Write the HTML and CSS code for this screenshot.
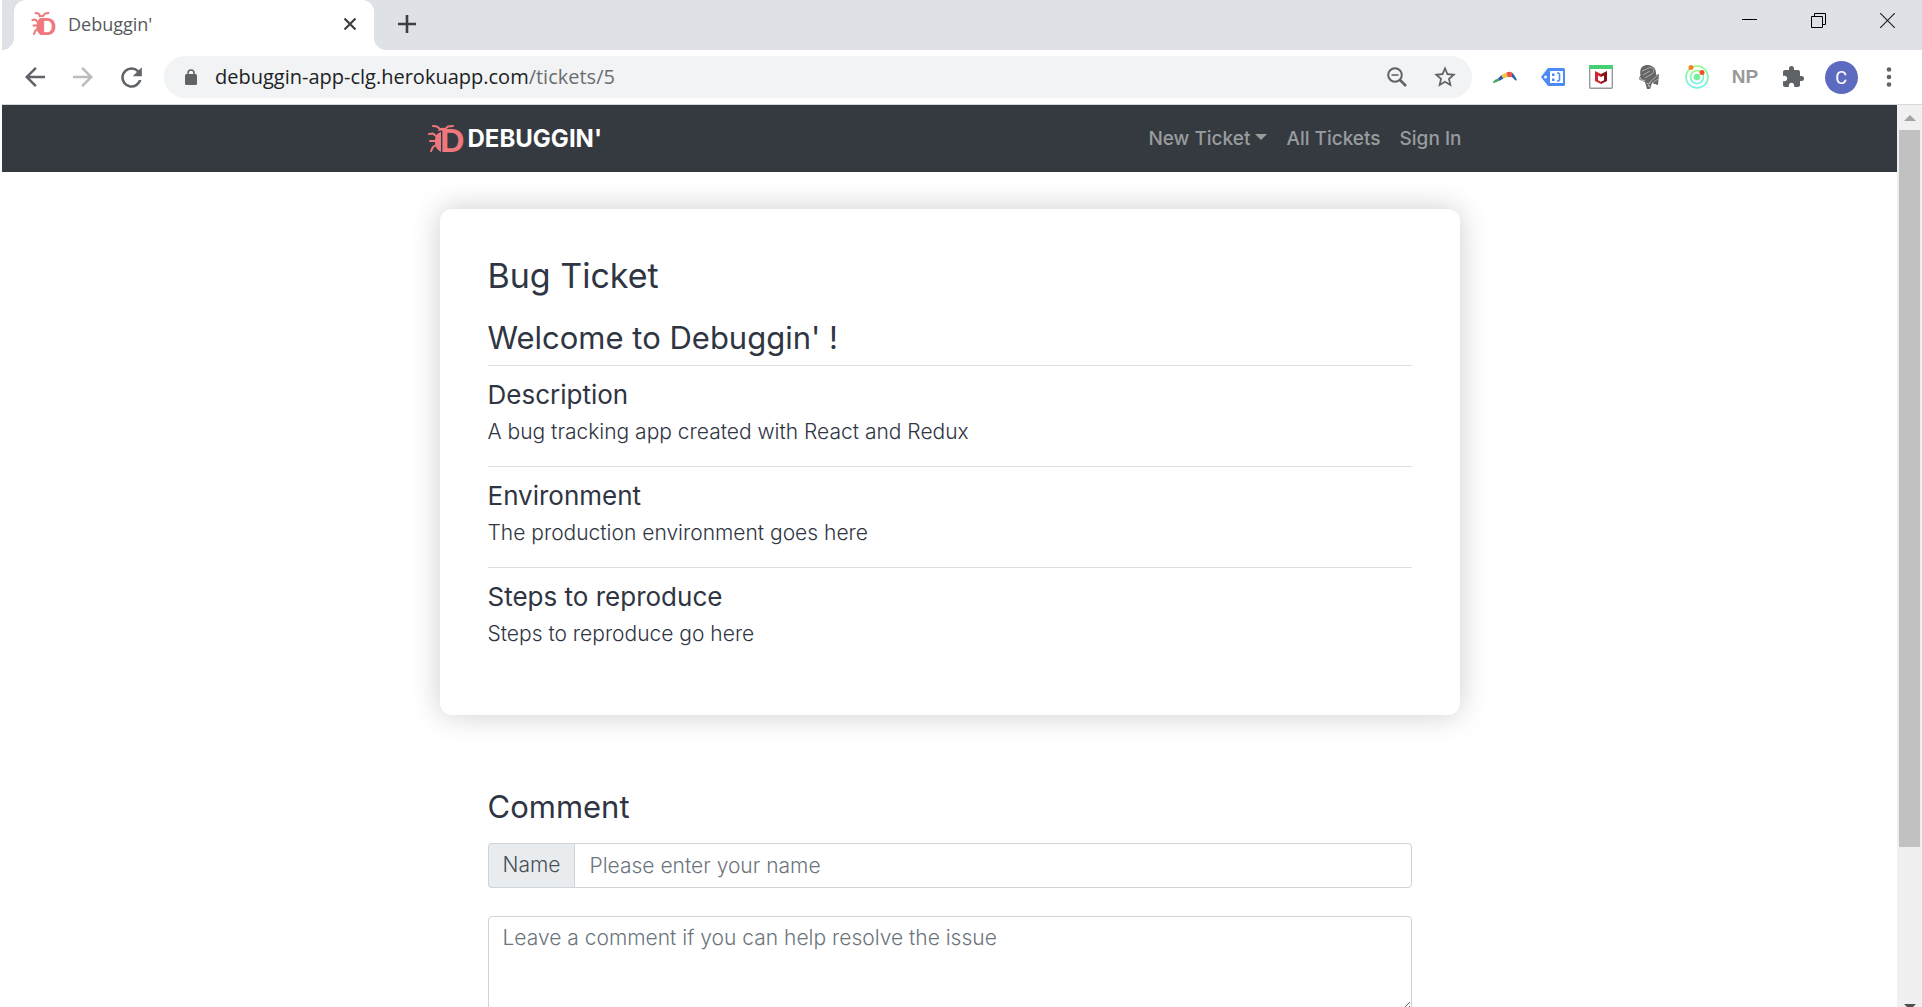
FILE: index.html
```html
<!DOCTYPE html>
<html lang="en">
<head>
<meta charset="utf-8">
<title>Debuggin'</title>
<link rel="stylesheet" href="styles.css">
</head>
<body>
<div class="window">
  <header class="tabs">
    <div class="tab">
      <svg class="favicon" viewBox="0 0 24 24" aria-hidden="true">
        <path class="bug-legs" d="M8 4 6.500 1.500 3.500 1M11 4l2-2.500 3.500-.5M5 9.500 3.500 7.500.5 8M5 13.500H1.500M5.500 17l-2 1.500L2 22"/>
        <path class="bug-body" d="M9 6v17C5.500 21 4.500 18 4.500 14c0-4 1.500-7 4.500-8zM6.500 5.500c1-3 5-3 6-1z"/>
        <text class="favicon-letter" x="7" y="23">D</text>
      </svg>
      <span class="tab-title">Debuggin'</span>
      <button class="plain" aria-label="Close tab"><svg width="14" height="14" viewBox="0 0 14 14"><path d="M1.500 1.500l11 11m0-11l-11 11" stroke="#3c4043" stroke-width="2.200"/></svg></button>
    </div>
    <button class="plain new-tab" aria-label="New tab"><svg width="18" height="18" viewBox="0 0 18 18"><path d="M9 0v18M0 9h18" stroke="#3c4043" stroke-width="2.600"/></svg></button>
    <div class="controls">
      <button class="plain" aria-label="Minimize"><svg width="15" height="15" viewBox="0 0 15 15"><path d="M0 6.500h15" stroke="#000"/></svg></button>
      <button class="plain" aria-label="Restore"><svg width="15" height="15" viewBox="0 0 15 15"><path d="M.5 3.500h11v11H.5zM3.500 3.500v-3h11v11h-3" fill="none" stroke="#000"/></svg></button>
      <button class="plain" aria-label="Close"><svg width="15" height="15" viewBox="0 0 15 15"><path d="M0 0l15 15M15 0L0 15" stroke="#222" stroke-width="1.200"/></svg></button>
    </div>
  </header>
  <div class="toolbar">
    <button class="plain" aria-label="Back"><svg width="30" height="30" viewBox="0 0 24 24"><path fill="#5f6368" d="M20 11H7.830l5.590-5.590L12 4l-8 8 8 8 1.410-1.410L7.830 13H20v-2z"/></svg></button>
    <button class="plain" aria-label="Forward"><svg width="30" height="30" viewBox="0 0 24 24"><path fill="#babcbe" d="M12 4l-1.410 1.410L16.170 11H4v2h12.170l-5.580 5.590L12 20l8-8z"/></svg></button>
    <button class="plain" aria-label="Reload"><svg width="31" height="31" viewBox="0 0 24 24"><path fill="#5f6368" d="M17.650 6.350A7.958 7.958 0 0 0 12 4a8 8 0 1 0 7.730 10h-2.080A6 6 0 1 1 12 6c1.660 0 3.140.69 4.220 1.780L13 11h7V4l-2.350 2.350z"/></svg></button>
    <div class="omnibox">
      <svg width="12" height="16" viewBox="0 0 12 16"><path d="M3 7V4a3 3 0 0 1 6 0v3" fill="none" stroke="#5f6368" stroke-width="1.500"/><rect y="5" width="12" height="11" rx="1.500" fill="#5f6368"/></svg>
      <span class="url">debuggin-app-clg.herokuapp.com<span class="path">/tickets/5</span></span>
      <button class="plain" aria-label="Zoom"><svg width="20" height="20" viewBox="0 0 20 20"><g fill="none" stroke="#5f6368" stroke-width="2"><circle cx="8" cy="8" r="6.800"/><path d="M4.500 8h7" stroke-width="1.600"/><path d="M13 13l6 6" stroke-width="2.600"/></g></svg></button>
      <button class="plain" aria-label="Bookmark this page"><svg width="26" height="26" viewBox="0 0 24 24"><path fill="#5f6368" d="M22 9.240l-7.190-.62L12 2 9.190 8.630 2 9.240l5.460 4.730L5.820 21 12 17.270 18.180 21l-1.630-7.030L22 9.240zM12 15.400l-3.760 2.270 1-4.280-3.320-2.880 4.380-.38L12 6.100l1.710 4.040 4.380.38-3.320 2.880 1 4.280L12 15.400z"/></svg></button>
    </div>
    <button class="plain" aria-label="Boomerang"><svg width="24" height="24" viewBox="0 0 24 24"><path d="M0 18c0-2 3-4 5-4.500l1 2.500c-2 .5-4 2-6 2z" fill="#43a559"/><path d="M5 13.500L8.500 10l2 3.500L6 16z" fill="#2a5fa8"/><path d="M8.500 10l5-2.500 1 4.500-4 1.500z" fill="#f8c33c"/><path d="M13.500 7.500c2-1 4-1 5.500 0v4.500h-4.500z" fill="#e8574a"/><path d="M19 7.500c2 2 4 5 5 8-1.500.5-3-1.500-5-3.500z" fill="#2a5fa8"/></svg></button>
    <button class="plain" aria-label="Tag Assistant"><svg width="24" height="24" viewBox="0 0 24 24"><path d="M7 3h15.500A1.500 1.500 0 0 1 24 4.500v15a1.500 1.500 0 0 1-1.500 1.500H7l-7-9z" fill="#4c8bf5"/><path d="M9 6h13v12H9z" fill="#fff"/><circle cx="4.500" cy="12" r="1.500" fill="#fff"/><path d="M11 8.500h2.500V11H11zM11 13.500h2.500V16H11z" fill="#4c8bf5"/><path d="M16 8h1.500l1 1v6l-1 1H16" fill="none" stroke="#4c8bf5" stroke-width="1.600"/></svg></button>
    <button class="plain" aria-label="McAfee"><svg width="24" height="24" viewBox="0 0 24 24"><rect x=".7" y=".7" width="22.600" height="22.600" rx="1" fill="#fff" stroke="#999" stroke-width="1.400"/><path d="M0 0h24v4H0z" fill="#46cf73"/><path d="M6 6l6 3v3l-3-1.500v4.800l3 1.400V19l-6-3z" fill="#d2232a"/><path d="M18 6l-6 3v3l3-1.500v4.800l-3 1.400V19l6-3z" fill="#87141a"/></svg></button>
    <button class="plain" aria-label="Head tool"><svg width="20" height="25" viewBox="0 0 20 25"><path d="M3 2C7-1 13-.5 16 4c1 2 1 4 1 6l3-1-1 11-6-2-2 6H8l-2-7-5-2c-1.500-1-1-3 .5-4.500C1 7 1 4 3 2z" fill="#666"/><path d="M3 6l8-3.500c4 0 5 4 2 6.500l-7 4M4 10l7-4M11 17l8-7M13 18l6-4" fill="none" stroke="#aaa"/><path d="M1 12c0 3 3 4 5 3M8 18c1 2 3 1 3-1M9 21h2" fill="none" stroke="#ddd"/></svg></button>
    <button class="plain" aria-label="Orbit tool"><svg width="24" height="24" viewBox="0 0 24 24"><defs><linearGradient id="orbit" x2="0" y2="1"><stop stop-color="#8dff7d"/><stop offset="1" stop-color="#72eee8"/></linearGradient></defs><g fill="none" stroke="url(#orbit)" stroke-width="1.600"><circle cx="12" cy="12" r="11"/><circle cx="12" cy="12" r="6.500"/></g><circle cx="12" cy="12" r="3.300" fill="#72f0a0"/><circle cx="6" cy="2.500" r="2.500" fill="#f58220"/><circle cx="17" cy="7.500" r="2.500" fill="#ee4e2b"/></svg></button>
    <button class="plain np">NP</button>
    <button class="plain" aria-label="Extensions"><svg width="24" height="24" viewBox="0 0 24 24"><path fill="#5f6368" d="M20.500 11H19V7c0-1.100-.9-2-2-2h-4V3.500a2.500 2.500 0 0 0-5 0V5H4c-1.100 0-1.990.9-1.990 2v3.800H3.500c1.490 0 2.700 1.210 2.700 2.700s-1.210 2.700-2.700 2.700H2V20c0 1.100.9 2 2 2h3.800v-1.500c0-1.490 1.210-2.700 2.700-2.700s2.700 1.210 2.700 2.700V22H17c1.100 0 2-.9 2-2v-4h1.500a2.500 2.500 0 0 0 0-5z"/></svg></button>
    <button class="plain"><span class="avatar">C</span></button>
    <button class="plain" aria-label="Menu"><svg width="6" height="20" viewBox="0 0 6 20" fill="#5f6368"><circle cx="3" cy="2.500" r="2.300"/><circle cx="3" cy="10" r="2.300"/><circle cx="3" cy="17.500" r="2.300"/></svg></button>
  </div>
  <div class="viewport">
    <div class="page">
      <nav class="navbar">
        <div class="nav-inner">
          <a class="brand" href="#">
            <svg class="logo" viewBox="0 0 36 28" aria-hidden="true">
              <path class="bug-legs" d="M12 4 9 1.500 5 1M17 4l3-2.500 5-.5M8 11 5 8.500 1 9M7 16H2M8 20l-3 2-2 4"/>
              <path class="bug-body" d="M13 7v20C8 24 7 21 7 16c0-5 2-8 6-9zM10 6c1-4 8-4 9-1z"/>
              <text class="logo-letter" x="12" y="27">D</text>
            </svg>
            DEBUGGIN'
          </a>
          <div class="links">
            <a class="dropdown" href="#">New Ticket</a>
            <a href="#">All Tickets</a>
            <a href="#">Sign In</a>
          </div>
        </div>
      </nav>
      <main class="container">
        <article class="card">
          <h1>Bug Ticket</h1>
          <h2>Welcome to Debuggin' !</h2>
          <section>
            <h3>Description</h3>
            <p>A bug tracking app created with React and Redux</p>
          </section>
          <section>
            <h3>Environment</h3>
            <p>The production environment goes here</p>
          </section>
          <section>
            <h3>Steps to reproduce</h3>
            <p>Steps to reproduce go here</p>
          </section>
        </article>
        <form class="comment">
          <h2>Comment</h2>
          <div class="group">
            <label for="name">Name</label>
            <input id="name" type="text" placeholder="Please enter your name">
          </div>
          <textarea aria-label="Comment" placeholder="Leave a comment if you can help resolve the issue"></textarea>
        </form>
      </main>
    </div>
    <div class="scrollbar" aria-hidden="true">
      <svg width="12" height="6" viewBox="0 0 12 6"><path d="M6 0l6 6H0z" fill="#a3a3a3"/></svg>
      <div class="track"><div class="thumb"></div></div>
      <svg width="12" height="6" viewBox="0 0 12 6"><path d="M0 0h12L6 6z" fill="#505050"/></svg>
    </div>
  </div>
</div>
</body>
</html>
```
FILE: styles.css
```css
* { box-sizing: border-box; }

body {
  margin: 0;
  background: #fff;
  color: #2f3542;
  font: 300 21px/30px Inter, sans-serif;
}

h1, h2, h3, p { margin: 0; }
h1, h2, h3 { font-weight: 400; }
a { text-decoration: none; }

/* Bug mark, shared by the favicon and the brand */
.bug-legs {
  fill: none;
  stroke: #f0787c;
  stroke-width: 2px;
  stroke-linecap: round;
  stroke-linejoin: round;
}
.bug-body { fill: #f0787c; }
.favicon-letter { font: 700 24px "Liberation Sans", sans-serif; fill: #f0787c; }
.logo-letter { font: 700 34px "Liberation Sans", sans-serif; fill: #f0787c; }

.window {
  display: flex;
  flex-direction: column;
  height: 100vh;
  overflow: hidden;
  padding-left: 2px;
}

.plain {
  display: flex;
  align-items: center;
  justify-content: center;
  flex: none;
  width: 48px;
  padding: 0;
  border: 0;
  background: none;
}

/* Tab strip */
.tabs {
  display: flex;
  flex: none;
  height: 50px;
  padding-left: 12px;
  background: #dee1e6;
}
.tab {
  position: relative;
  display: flex;
  align-items: center;
  width: 360px;
  height: 50px;
  padding: 0 0 2px 18px;
  border-radius: 12px 12px 0 0;
  background: #fff;
}
.tab::before, .tab::after {
  content: "";
  position: absolute;
  bottom: 0;
  width: 12px;
  height: 12px;
}
.tab::before { left: -12px; background: radial-gradient(circle at 0 0, #dee1e6 12px, #fff 12px); }
.tab::after { right: -12px; background: radial-gradient(circle at 100% 0, #dee1e6 12px, #fff 12px); }
.favicon { width: 24px; height: 24px; margin-right: 12px; overflow: visible; }
.tab-title {
  flex: 1;
  color: #55595c;
  font: 400 18px/24px "Open Sans", sans-serif;
}
.new-tab { height: 48px; margin-left: 9px; }
.controls { display: flex; height: 40px; margin-left: auto; }
.controls .plain { width: 69px; }

/* Toolbar */
.toolbar {
  display: flex;
  align-items: center;
  flex: none;
  height: 55px;
  padding: 0 9px;
  border-bottom: 1px solid #d5d7da;
}
.omnibox {
  display: flex;
  align-items: center;
  flex: 1;
  height: 42px;
  margin: 0 9px;
  padding: 0 3px 0 21px;
  border-radius: 21px;
  background: #f1f3f4;
}
.url {
  flex: 1;
  margin-left: 18px;
  color: #202124;
  font: 400 20px/28px "Open Sans", sans-serif;
}
.path { color: #6a6e72; }
.np { color: #999; font: 700 19px/28px "Liberation Sans Narrow", "Liberation Sans", sans-serif; }
.avatar {
  width: 33px;
  height: 33px;
  border-radius: 50%;
  background: #5c6bc0;
  color: #fff;
  font: 400 18px/33px Roboto, sans-serif;
}

/* Web page */
.viewport { display: flex; flex: 1; min-height: 0; }
.page { flex: 1; overflow: hidden; }
.navbar { padding: 0 34px 0 24px; background: #343a40; }
.nav-inner {
  display: flex;
  align-items: center;
  justify-content: space-between;
  max-width: 1034px;
  height: 67px;
  margin: 0 auto;
}
.brand {
  display: flex;
  align-items: center;
  gap: 4px;
  color: #fff;
  font-size: 24px;
  font-weight: 700;
}
.logo { width: 36px; height: 28px; overflow: visible; }
.links { display: flex; gap: 19px; }
.links a { color: #999c9f; font-size: 19px; font-weight: 500; }
.dropdown::after {
  content: "";
  display: inline-block;
  margin-left: 5px;
  border: 6px solid transparent;
  border-top-color: currentColor;
  border-bottom: 0;
  vertical-align: 5px;
}

.container { max-width: 1020px; margin: 37px auto 0; }
.card {
  padding: 48px 48px 47px;
  border-radius: 12px;
  box-shadow: 0 0 30px rgba(0, 0, 0, .2);
}
h1 { font-size: 34px; line-height: 38px; }
h2 { font-size: 31px; line-height: 36px; }
.card h2 { margin: 25px 0 9px; }
section { height: 101px; padding-top: 11px; border-top: 1px solid #dcdfe0; }
h3 { margin-bottom: 4px; font-size: 26px; line-height: 36px; }

.comment { padding: 74px 48px 0; }
.comment h2 { margin-bottom: 18px; }
.group { display: flex; height: 45px; margin-bottom: 28px; }
.group label {
  padding: 6px 14px;
  border: 1px solid #ced4da;
  border-right: 0;
  border-radius: 4px 0 0 4px;
  background: #e9ecef;
  color: #495057;
}
input, textarea {
  padding: 6px 14px;
  border: 1px solid #ced4da;
  background: #fff;
  color: #495057;
  font: inherit;
}
input { flex: 1; min-width: 0; border-radius: 0 4px 4px 0; }
textarea { display: block; width: 100%; height: 95px; border-radius: 4px; }
::placeholder { color: #6c757d; opacity: 1; }

.scrollbar {
  display: flex;
  flex-direction: column;
  align-items: center;
  flex: none;
  width: 25px;
  padding-top: 10px;
  background: #f0f0f0;
}
.scrollbar svg { flex: none; margin-bottom: 9px; }
.scrollbar svg:last-child { margin-bottom: -3px; }
.track { flex: 1; width: 21px; }
.thumb { height: 82%; background: #c1c1c1; }
```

- **Set exercise**
Which lines of the data above contain "this"? Copy each one.

- **Result**
Write the HTML and CSS code for this screenshot.
      <button class="plain" aria-label="Bookmark this page"><svg width="26" height="26" viewBox="0 0 24 24"><path fill="#5f6368" d="M22 9.240l-7.190-.62L12 2 9.190 8.630 2 9.240l5.460 4.730L5.820 21 12 17.270 18.180 21l-1.630-7.030L22 9.240zM12 15.400l-3.760 2.270 1-4.280-3.320-2.880 4.380-.38L12 6.100l1.710 4.040 4.380.38-3.320 2.880 1 4.280L12 15.400z"/></svg></button>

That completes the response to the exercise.